1. The µ-termination of Ex1_GM03 is proved by using the transformation in [GM03]. The TRS Ex1_GM03_iGM:

      active(p(0)) -> mark(0)
      active(p(s(X))) -> mark(X)
      active(leq(0,Y)) -> mark(true)
      active(leq(s(X),0)) -> mark(false)
      active(leq(s(X),s(Y))) -> mark(leq(X,Y))
      active(if(true,X,Y)) -> mark(X)
      active(if(false,X,Y)) -> mark(Y)
      active(diff(X,Y)) -> mark(if(leq(X,Y),0,s(diff(p(X),Y))))
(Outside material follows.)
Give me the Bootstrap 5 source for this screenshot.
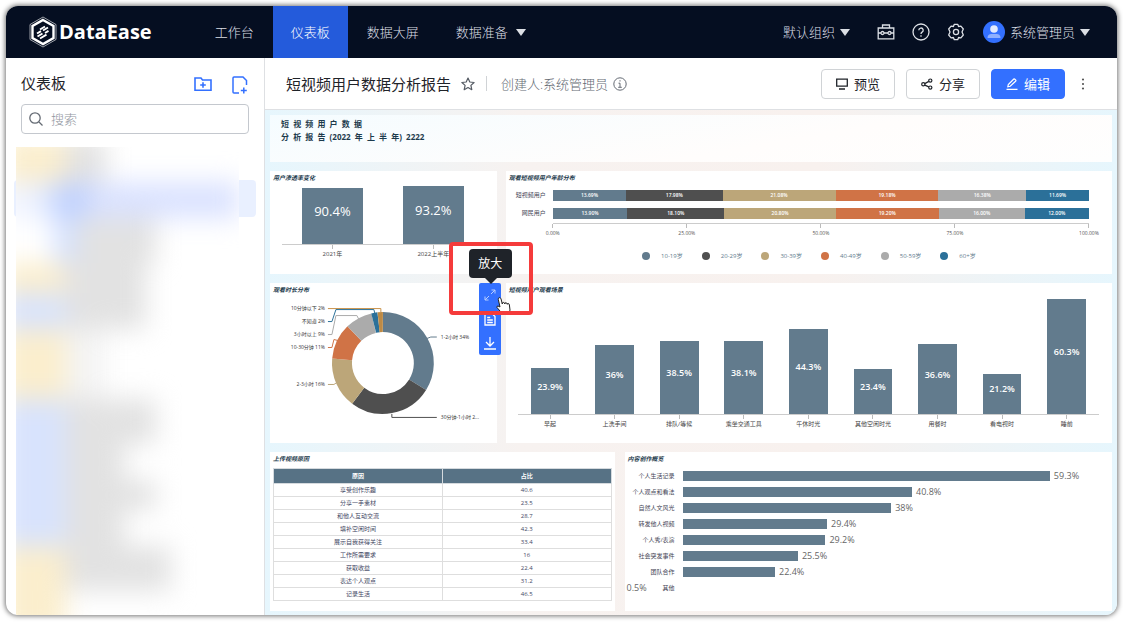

      mark(p(X)) -> active(p(mark(X)))
      mark(0) -> active(0)
      mark(s(X)) -> active(s(mark(X)))
      mark(leq(X1,X2)) -> active(leq(mark(X1),mark(X2)))
      mark(true) -> active(true)
      mark(false) -> active(false)
      mark(if(X1,X2,X3)) -> active(if(mark(X1),X2,X3))
      mark(diff(X1,X2)) -> active(diff(mark(X1),mark(X2)))
      p(mark(X)) -> p(X)
      p(active(X)) -> p(X)
      s(mark(X)) -> s(X)
      s(active(X)) -> s(X)
      leq(mark(X1),X2) -> leq(X1,X2)
      leq(X1,mark(X2)) -> leq(X1,X2)
      leq(active(X1),X2) -> leq(X1,X2)
      leq(X1,active(X2)) -> leq(X1,X2)
      if(mark(X1),X2,X3) -> if(X1,X2,X3)
      if(X1,mark(X2),X3) -> if(X1,X2,X3)
      if(X1,X2,mark(X3)) -> if(X1,X2,X3)
      if(active(X1),X2,X3) -> if(X1,X2,X3)
      if(X1,active(X2),X3) -> if(X1,X2,X3)
      if(X1,X2,active(X3)) -> if(X1,X2,X3)
      diff(mark(X1),X2) -> diff(X1,X2)
      diff(X1,mark(X2)) -> diff(X1,X2)
      diff(active(X1),X2) -> diff(X1,X2)
      diff(X1,active(X2)) -> diff(X1,X2)
      

   can be proved innermost terminating by using the dependency pairs technique (see [GM02, Appendix A.2]). Then, Ex1_GM03 is innermost µ-terminating. Since Ex1_GM03 is orthogonal, by [GM03, Theorem 9], Ex1_GM03 is also µ-terminating.
2. By [Luc02b, Theorem 6] and [GM04, Theorem 48], the µ-termination of Ex1_GM03 can be proved by using Giesl and Middeldorp's transformation.